Metadata-aware end-to-end keyword spotting” is motivated by the observation that if a device is emitting sound — music, synthesized speech, or an alarm sound — it causes a marked shift in the input signal’s log filter bank energies, or LFBEs. The log filter banks are a set of differently sized frequency bands chosen to emphasize the frequencies in which human hearing is most acute.

Average values of acoustic properties — log filter-bank energies — of wake word signals as measured on-device when the device is emitting sound (orange) and when it’s not (blue).

From “Metadata-aware end-to-end keyword spotting”

To address this problem, applied scientists Hongyi Liu and Apurva Abhyankar and their colleagues include device metadata as an input to their wake word model. The model embeds the metadata, or represents it as points in a multidimensional space, such that location in the space conveys information useful to the model. The model uses the embeddings in two different ways.

One is as an additional input to the last few layers of the network, which decide whether the acoustic input signal includes the wake word. The final outputs of the convolutional layers are flattened, or strung together into a single long vector. The metadata embedding vector is fed into a fully connected layer — a layer all of whose processing nodes pass their outputs to all of the nodes of the next layer — and the output is concatenated to the flattened audio feature vector. 

This fused vector passes to a final fully connected layer, which issues a judgment about whether the network contains the wake word or not.

The other use of the metadata embedding is to modulate the outputs of the convolutional layers while they’re processing the input signal. The filters that a CNN applies to inputs are learned during training, and they can vary greatly in size. Consequently, the magnitude of the values passing through the network’s various channels can vary as well.

With CNNs, it’s common practice to normalize the channels’ outputs between layers, so that they’re all on a similar scale, and no one channel swamps the others. But Liu, Abhyankar, and their colleagues train their model to vary the normalization parameters depending on the metadata vector, which improves the network’s ability to generalize to heterogenous data sets. 

The researchers believe that this model better captures the characteristics of the input audio signal when the Alexa-enabled device is emitting sound. In their paper, they report experiments showing that, on average, a model trained with metadata information achieves a 14.6% improvement in false-reject rate relative to a baseline CNN model.

Paying attention

The metadata-aware wake word detector runs on-device, but the next two papers describe models that run in the cloud. On-device models must have small memory footprints, which means that they sacrifice some processing power. If an on-device model thinks it has detected a wake word, it sends a short snippet of audio to the cloud for confirmation by a larger, more-powerful model.

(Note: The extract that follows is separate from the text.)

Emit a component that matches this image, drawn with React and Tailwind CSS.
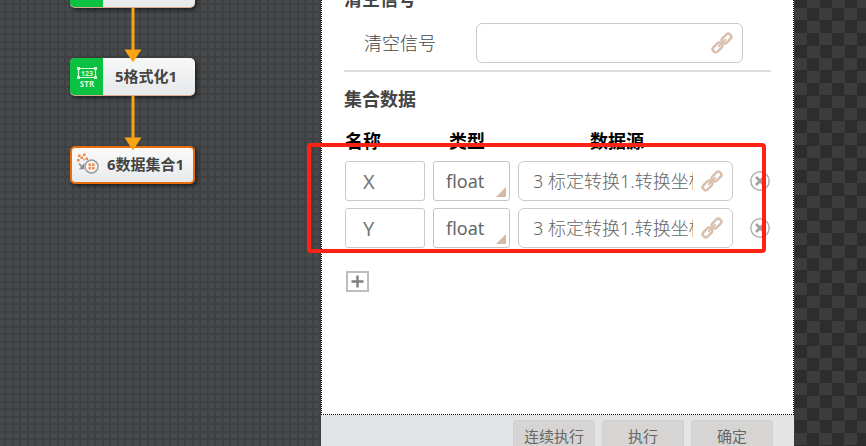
import {useState} from "react";

const TYPES = ["float", "int", "string"];

function LinkIcon() {
    return (
        <svg width="22" height="22" viewBox="0 0 22 22" fill="none" stroke="#d9bfae" strokeWidth="2.5" strokeLinecap="round" aria-hidden="true">
            <g transform="rotate(-45 11 11)">
                <path d="M9.800 9.300A2.800 2.800 0 0 0 7.400 8H2a2.800 2.800 0 0 0-2.800 2.800v.4A2.800 2.800 0 0 0 2 14h5.400a2.800 2.800 0 0 0 2.400-1.300" />
                <path d="M12.200 9.300A2.800 2.800 0 0 1 14.600 8H20a2.800 2.800 0 0 1 2.800 2.800v.4A2.800 2.800 0 0 1 20 14h-5.400a2.800 2.800 0 0 1-2.400-1.300" />
                <path d="M6.500 11h9" strokeWidth="2" />
            </g>
        </svg>
    );
}

function FormatIcon() {
    return (
        <svg width="22" height="22" viewBox="0 0 22 22" fill="none" stroke="#d8f5df" aria-hidden="true">
            <path d="M2.500 2.500h17v9h-17z" strokeWidth="1.200" />
            <path d="M1 1h3v3H1zM18 1h3v3h-3zM1 10h3v3H1zM18 10h3v3h-3z" fill="#d8f5df" stroke="none" />
            <text x="11" y="9.500" textAnchor="middle" fontSize="7" fontWeight="700" fill="#d8f5df" stroke="none">123</text>
            <text x="11" y="20.500" textAnchor="middle" fontSize="8" fontWeight="700" fill="#d8f5df" stroke="none">STR</text>
        </svg>
    );
}

function CollectIcon() {
    return (
        <svg width="22" height="22" viewBox="0 0 22 22" aria-hidden="true">
            <path
                d="M1 1.500h2.500V4H1zM6 .5h2.500V3H6zM3.500 3.500H6V6H3.500zM0 6h2.500v2.500H0zM6 6h1.500v1.500H6zM8.500 4.500H11V7H8.500z"
                fill="#f08a4b"
            />
            <path d="M2 10.500l3.500 4M6.500 12v3.500H3.500z" stroke="#8b8f92" strokeWidth="1.500" fill="#8b8f92" />
            <circle cx="14.500" cy="13.500" r="6.500" fill="#f4f4f4" stroke="#9b9fa2" strokeWidth="1.500" />
            <path d="M11.500 10.500H14V13h-2.500zM15 10.500h2.500V13H15zM11.500 14H14v2.500h-2.500zM15 14h2.500v2.500H15z" fill="#f08a4b" />
        </svg>
    );
}

function Arrow() {
    return (
        <svg width="18" height="54" viewBox="0 0 18 54" className="relative z-10 -mb-1 mx-auto block" fill="#fba412" aria-hidden="true">
            <path d="M7.500 0h3v42h-3z" />
            <path d="M.5 41.500h17L9 54.500z" />
        </svg>
    );
}

function GreenNode({icon, label}) {
    return (
        <div className="flex h-[38px] overflow-hidden rounded-[5px] border-b border-[#d8a98c] bg-linear-to-b from-[#f8f8f7] to-[#e6e8ea] shadow-[2px_2px_4px_rgba(0,0,0,0.6)]">
            <div className="flex w-[33px] items-center justify-center bg-[#0cc142]">{icon}</div>
            <div className="flex flex-1 items-center justify-center pr-1.5 text-[15px] font-bold text-[#444]">{label}</div>
        </div>
    );
}

function SourceField({id, label, value}) {
    return (
        <div className="flex h-10 w-full items-center justify-between rounded-[6px] border border-[#cacaca] bg-white pl-3.5 pr-[9px]">
            <input
                id={id}
                aria-label={label}
                defaultValue={value}
                className="w-40 min-w-0 bg-transparent text-[18px] font-light text-[#666] outline-none"
            />
            <button type="button" aria-label="链接"><LinkIcon /></button>
        </div>
    );
}

export default function App() {
    const [rows, setRows] = useState([
        {id: 1, name: "X", type: "float", source: "3 标定转换1.转换坐标X"},
        {id: 2, name: "Y", type: "float", source: "3 标定转换1.转换坐标Y"},
    ]);

    function addRow() {
        setRows([...rows, {id: Date.now(), name: "", type: "float", source: ""}]);
    }

    function removeRow(id) {
        setRows(rows.filter(row => row.id !== id));
    }

    return (
        <div className="flex h-screen overflow-hidden bg-[#454648] font-['Noto_Sans','Noto_Sans_CJK_SC',sans-serif]">
            <section className="w-[321px] shrink-0 bg-[#48494b] bg-[linear-gradient(to_right,#3f4042_2px,transparent_2px_8px,#3f4042_8px_10px,transparent_10px),linear-gradient(to_bottom,#3f4042_2px,transparent_2px_8px,#3f4042_8px_10px,transparent_10px)] bg-size-[15px_15px] bg-position-[4px_3px]">
                <div className="-mt-[30px] ml-[70px] w-[125px]">
                    <GreenNode />
                    <Arrow />
                    <GreenNode icon={<FormatIcon />} label="5格式化1" />
                    <Arrow />
                    <div className="flex h-[38px] items-center gap-2 rounded-[5px] border-2 border-[#e96d0c] bg-linear-to-b from-[#fafafa] to-[#e8eaec] pb-0.5 pl-[5px] text-[15px] font-bold text-[#444] shadow-[2px_2px_4px_rgba(0,0,0,0.6)]">
                        <CollectIcon />
                        6数据集合1
                    </div>
                </div>
            </section>

            <main className="flex min-w-0 flex-1 flex-col">
                <div className="flex-1 border border-t-0 border-dotted border-black bg-white px-[22px]">
                    <h2 className="-mt-[13px] text-[18px]/6 font-bold text-[#444]">清空信号</h2>
                    <div className="mt-3 flex items-center pr-7">
                        <label htmlFor="clear" className="w-[132px] shrink-0 pl-5 text-[18px] font-light text-[#444]">清空信号</label>
                        <SourceField id="clear" value="" />
                    </div>
                    <hr className="mt-[7px] border-t-2 border-[#dedede]" />
                    <h2 className="mt-[15px] text-[18px]/6 font-bold text-[#444]">集合数据</h2>

                    <div className="relative mt-[18px]">
                        <table className="ml-px w-[426px] table-fixed">
                            <thead>
                                <tr className="h-[25px] text-left align-top text-[18px]/6 text-black">
                                    <th className="w-[88px] p-0">名称</th>
                                    <th className="w-[85px] p-0 pl-4">类型</th>
                                    <th className="p-0 pl-[72px]">数据源</th>
                                    <td className="w-[21px] p-0"></td>
                                </tr>
                            </thead>
                            <tbody>
                                {rows.map(row => (
                                    <tr key={row.id}>
                                        <td className="p-0 pr-2 pt-[7px]">
                                            <input
                                                aria-label="名称"
                                                defaultValue={row.name}
                                                className="block h-10 w-full rounded-[3px] border border-[#cacaca] pl-[17px] text-[20px] text-[#777] outline-none"
                                            />
                                        </td>
                                        <td className="p-0 pr-2 pt-[7px]">
                                            <div className="relative">
                                                <select
                                                    aria-label="类型"
                                                    defaultValue={row.type}
                                                    className="block h-10 w-full appearance-none rounded-[3px] border border-[#c9c3c3] bg-white pl-3 text-[18px] text-[#666] outline-none"
                                                >
                                                    {TYPES.map(type => <option key={type}>{type}</option>)}
                                                </select>
                                                <svg width="10" height="10" viewBox="0 0 10 10" className="pointer-events-none absolute bottom-1 right-1" aria-hidden="true">
                                                    <path d="M10 0v10H0z" fill="#d5b8a6" />
                                                </svg>
                                            </div>
                                        </td>
                                        <td className="p-0 pr-[17px] pt-[7px]">
                                            <SourceField label="数据源" value={row.source} />
                                        </td>
                                        <td className="p-0 pt-[7px]">
                                            <button type="button" aria-label="删除" className="block" onClick={() => removeRow(row.id)}>
                                                <svg width="20" height="20" viewBox="0 0 20 20" fill="none" stroke="#b0b0b0" aria-hidden="true">
                                                    <circle cx="10" cy="10" r="9.200" strokeWidth="1.500" />
                                                    <path d="M6 6l8 8M14 6l-8 8" stroke="#a0a0a0" strokeWidth="2.600" />
                                                </svg>
                                            </button>
                                        </td>
                                    </tr>
                                ))}
                            </tbody>
                        </table>
                        <div className="pointer-events-none absolute -bottom-[5px] -left-[37px] right-[5px] top-3.5 rounded-[4px] border-4 border-[#ff2214]"></div>
                    </div>

                    <button type="button" aria-label="添加" onClick={addRow} className="ml-0.5 mt-[23px] flex h-[21px] w-[23px] items-center justify-center border-2 border-[#bdbdbd]">
                        <svg width="13" height="13" viewBox="0 0 13 13" stroke="#808080" strokeWidth="2.400" aria-hidden="true">
                            <path d="M6.500 .5v12M.5 6.500h12" />
                        </svg>
                    </button>
                </div>

                <footer className="flex h-[31px] shrink-0 items-start justify-end gap-[7px] bg-[#e3e4e6] pr-[21px] pt-[5px]">
                    {["连续执行", "执行", "确定"].map(label => (
                        <button
                            key={label}
                            type="button"
                            className="h-8 w-[82px] shrink-0 rounded-[3px] border border-[#cfd0d0] bg-[#d6d5d3] text-[15px] text-[#666]"
                        >
                            {label}
                        </button>
                    ))}
                </footer>
            </main>

            <aside className="w-[72px] shrink-0 bg-[repeating-conic-gradient(#3c3c3c_0_25%,#2d2d2d_0_50%)] bg-size-[25px_25px] bg-position-[13px_8px]"></aside>
        </div>
    );
}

The on-device model tries to identify the start of the wake word, but sometimes it misses slightly. To ensure that the cloud-based model receives the whole wake word, the snippet sent by the device includes the half-second of audio preceding the device’s estimate of the wake word’s start.

Wake word signals sent to the cloud for verification vary in the quality of their alignment. Sometimes, in trying to identify the start of the wake word, the device misses by a fraction of a second, which can cause difficulty for cloud models trained on well-aligned data.

From “Building a robust word-level wakeword verification network”

When CNNs are trained on well-aligned data, convolutional-layer outputs that focus on particular regions of the input can become biased toward finding wake word features in those regions. This can result in weaker performance when the alignment is noisy.

In “Building a robust word-level wakeword verification network”, applied scientist Rajath Kumar and his colleagues address this problem by adding recurrent layers to their network, to process the outputs of the convolutional layers. Recurrent layers can capture information as time sequences. Instead of learning where the wake word occurs in the input, the recurrent layers learn how the sequence changes temporally when the wake word is present. 

This allows the researchers to train their network on well-aligned data without suffering much performance drop off on noisy data. To further improve performance, the researchers also use an attention layer to process and re-weight the sequential outputs of the recurrent layers, to emphasize the outputs required for wake word verification. The model is thus a convolutional-recurrent-attention (CRA) model.

These diagrams indicate the differences between a conventional CNN architecture (top) and a convolutional-recurrent-attention (CRA) architecture (bottom).

From “Building a robust word-level wakeword verification network”

To evaluate their CRA model, the researchers compared its performance to that of several CNN-only models. Each example in the training data included 195 input frames, or sequential snapshots of the frequency spectrum. Within that 195-frame span, two of the CNN models looked at sliding windows of 76 frames or 100 frames. A third CNN model, and the CRA model, looked at all 195 frames. The models’ performance was assessed relative to a baseline wake word detector that combines a deep neural network with a hidden Markov model, an architecture was the industry standard for some time. 

On accurately aligned inputs, the CRA model offers only a slight improvement over the 195-frame CNN model. Compared to the baseline, the CNN model reduced the false-acceptance rate by 53%, while the CRA reduced it by 55%. On the same task, the 100-frame CNN model achieved only a 35% reduction.

On noisily aligned inputs, the CRA model offered a much more dramatic improvement. Relative to baseline, it reduced the false-acceptance rate by 60%. The 195-frame CNN model managed only 31%, the 100-frame model 44%.